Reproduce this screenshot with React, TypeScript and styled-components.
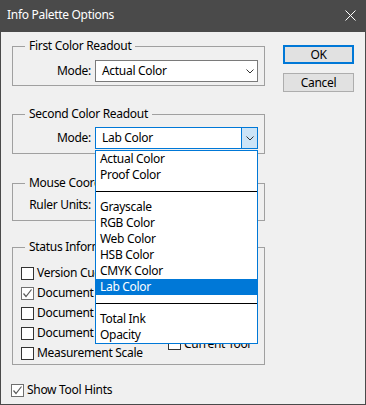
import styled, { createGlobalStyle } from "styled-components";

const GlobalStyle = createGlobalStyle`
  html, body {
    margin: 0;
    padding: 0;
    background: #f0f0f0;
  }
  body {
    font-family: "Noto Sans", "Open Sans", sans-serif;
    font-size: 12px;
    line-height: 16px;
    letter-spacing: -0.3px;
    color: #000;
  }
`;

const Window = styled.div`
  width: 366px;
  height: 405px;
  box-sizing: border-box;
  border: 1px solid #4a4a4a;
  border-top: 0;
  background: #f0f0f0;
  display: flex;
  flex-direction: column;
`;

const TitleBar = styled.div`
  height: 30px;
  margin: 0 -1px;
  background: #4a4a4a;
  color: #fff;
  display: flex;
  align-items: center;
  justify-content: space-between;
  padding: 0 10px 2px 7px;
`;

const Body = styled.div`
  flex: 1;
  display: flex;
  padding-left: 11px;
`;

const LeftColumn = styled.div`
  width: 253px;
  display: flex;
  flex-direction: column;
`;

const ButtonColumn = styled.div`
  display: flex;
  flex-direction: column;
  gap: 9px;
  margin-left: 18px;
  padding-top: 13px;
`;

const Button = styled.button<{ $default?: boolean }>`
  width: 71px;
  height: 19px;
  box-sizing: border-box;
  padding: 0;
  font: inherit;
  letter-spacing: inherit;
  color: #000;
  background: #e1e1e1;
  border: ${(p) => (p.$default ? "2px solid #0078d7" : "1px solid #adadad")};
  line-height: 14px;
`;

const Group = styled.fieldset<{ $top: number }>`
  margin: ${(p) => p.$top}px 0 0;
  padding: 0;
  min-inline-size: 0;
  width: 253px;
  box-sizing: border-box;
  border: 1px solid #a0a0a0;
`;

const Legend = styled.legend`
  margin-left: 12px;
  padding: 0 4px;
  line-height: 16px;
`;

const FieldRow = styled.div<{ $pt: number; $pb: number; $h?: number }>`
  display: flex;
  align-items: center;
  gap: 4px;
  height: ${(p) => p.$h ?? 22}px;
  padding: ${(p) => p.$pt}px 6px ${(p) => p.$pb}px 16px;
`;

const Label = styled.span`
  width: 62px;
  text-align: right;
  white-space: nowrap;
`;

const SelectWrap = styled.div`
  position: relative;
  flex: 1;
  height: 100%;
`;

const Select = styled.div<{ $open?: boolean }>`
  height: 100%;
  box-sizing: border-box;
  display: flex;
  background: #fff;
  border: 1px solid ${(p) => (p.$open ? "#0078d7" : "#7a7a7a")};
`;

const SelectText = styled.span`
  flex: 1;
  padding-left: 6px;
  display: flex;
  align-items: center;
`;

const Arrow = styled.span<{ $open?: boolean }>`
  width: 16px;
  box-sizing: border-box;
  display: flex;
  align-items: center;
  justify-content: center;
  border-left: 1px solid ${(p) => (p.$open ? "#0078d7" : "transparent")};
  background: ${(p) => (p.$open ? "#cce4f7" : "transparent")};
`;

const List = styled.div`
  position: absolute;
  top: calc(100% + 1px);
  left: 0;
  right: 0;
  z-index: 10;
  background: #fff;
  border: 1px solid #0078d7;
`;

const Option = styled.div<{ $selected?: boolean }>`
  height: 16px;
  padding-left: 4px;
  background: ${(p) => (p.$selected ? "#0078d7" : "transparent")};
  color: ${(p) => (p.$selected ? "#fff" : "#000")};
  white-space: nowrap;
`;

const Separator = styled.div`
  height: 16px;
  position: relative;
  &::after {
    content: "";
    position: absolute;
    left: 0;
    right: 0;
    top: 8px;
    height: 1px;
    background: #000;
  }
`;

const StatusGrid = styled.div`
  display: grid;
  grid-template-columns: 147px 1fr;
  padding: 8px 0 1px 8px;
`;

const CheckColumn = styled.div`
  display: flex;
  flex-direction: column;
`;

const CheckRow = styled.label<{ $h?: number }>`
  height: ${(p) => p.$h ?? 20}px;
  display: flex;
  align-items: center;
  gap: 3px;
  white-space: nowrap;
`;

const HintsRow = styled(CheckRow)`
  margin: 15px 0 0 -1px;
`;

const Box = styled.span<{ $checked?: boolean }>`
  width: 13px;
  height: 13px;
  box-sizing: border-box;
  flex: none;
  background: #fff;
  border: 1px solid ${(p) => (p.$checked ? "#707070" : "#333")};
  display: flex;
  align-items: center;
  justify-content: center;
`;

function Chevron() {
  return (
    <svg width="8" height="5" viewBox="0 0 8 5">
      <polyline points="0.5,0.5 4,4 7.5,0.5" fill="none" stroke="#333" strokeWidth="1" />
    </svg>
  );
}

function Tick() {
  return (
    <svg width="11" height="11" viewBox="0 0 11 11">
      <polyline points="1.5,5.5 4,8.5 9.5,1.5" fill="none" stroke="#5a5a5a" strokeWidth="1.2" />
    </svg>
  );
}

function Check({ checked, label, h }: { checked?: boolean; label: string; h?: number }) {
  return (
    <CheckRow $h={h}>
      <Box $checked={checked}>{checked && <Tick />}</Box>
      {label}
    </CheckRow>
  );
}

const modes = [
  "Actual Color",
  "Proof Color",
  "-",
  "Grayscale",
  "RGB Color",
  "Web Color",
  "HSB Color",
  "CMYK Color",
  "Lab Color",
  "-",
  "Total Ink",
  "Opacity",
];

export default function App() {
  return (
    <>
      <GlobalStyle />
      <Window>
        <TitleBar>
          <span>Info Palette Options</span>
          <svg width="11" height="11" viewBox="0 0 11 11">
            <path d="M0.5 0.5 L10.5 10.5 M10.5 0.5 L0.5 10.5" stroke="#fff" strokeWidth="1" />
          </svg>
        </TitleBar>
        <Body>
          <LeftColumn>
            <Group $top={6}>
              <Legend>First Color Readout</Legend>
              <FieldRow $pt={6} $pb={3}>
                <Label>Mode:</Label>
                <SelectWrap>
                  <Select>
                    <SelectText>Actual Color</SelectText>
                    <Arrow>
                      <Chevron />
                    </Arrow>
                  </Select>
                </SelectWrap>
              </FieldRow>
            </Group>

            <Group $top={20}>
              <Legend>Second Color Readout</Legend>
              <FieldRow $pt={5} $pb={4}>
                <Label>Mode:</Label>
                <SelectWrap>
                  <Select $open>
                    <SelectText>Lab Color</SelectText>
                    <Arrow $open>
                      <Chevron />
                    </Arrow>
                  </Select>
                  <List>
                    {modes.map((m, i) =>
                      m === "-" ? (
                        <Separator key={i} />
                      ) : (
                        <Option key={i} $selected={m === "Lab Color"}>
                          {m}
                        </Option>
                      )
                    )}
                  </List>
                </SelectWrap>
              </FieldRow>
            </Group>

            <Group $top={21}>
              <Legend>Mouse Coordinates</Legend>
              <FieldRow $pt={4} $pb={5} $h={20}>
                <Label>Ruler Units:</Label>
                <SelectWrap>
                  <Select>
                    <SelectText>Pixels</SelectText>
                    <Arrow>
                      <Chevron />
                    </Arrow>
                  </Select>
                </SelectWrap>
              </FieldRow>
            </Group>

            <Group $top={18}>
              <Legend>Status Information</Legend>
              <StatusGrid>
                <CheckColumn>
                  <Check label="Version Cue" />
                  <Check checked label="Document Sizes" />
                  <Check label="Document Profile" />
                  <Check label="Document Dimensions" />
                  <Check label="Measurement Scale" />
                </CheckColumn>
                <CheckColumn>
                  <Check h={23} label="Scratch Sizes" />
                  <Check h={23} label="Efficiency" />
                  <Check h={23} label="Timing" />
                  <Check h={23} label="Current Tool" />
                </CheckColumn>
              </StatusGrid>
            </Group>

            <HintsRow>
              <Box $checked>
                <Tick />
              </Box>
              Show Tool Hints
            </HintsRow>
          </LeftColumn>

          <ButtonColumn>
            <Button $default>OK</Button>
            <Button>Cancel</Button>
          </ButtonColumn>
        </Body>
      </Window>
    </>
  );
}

★ ★ ★ ★ ★ ★ ★

Description of the task:
Copy out the lines in which the string "components" appears.

The output:
Reproduce this screenshot with React, TypeScript and styled-components.
import styled, { createGlobalStyle } from "styled-components";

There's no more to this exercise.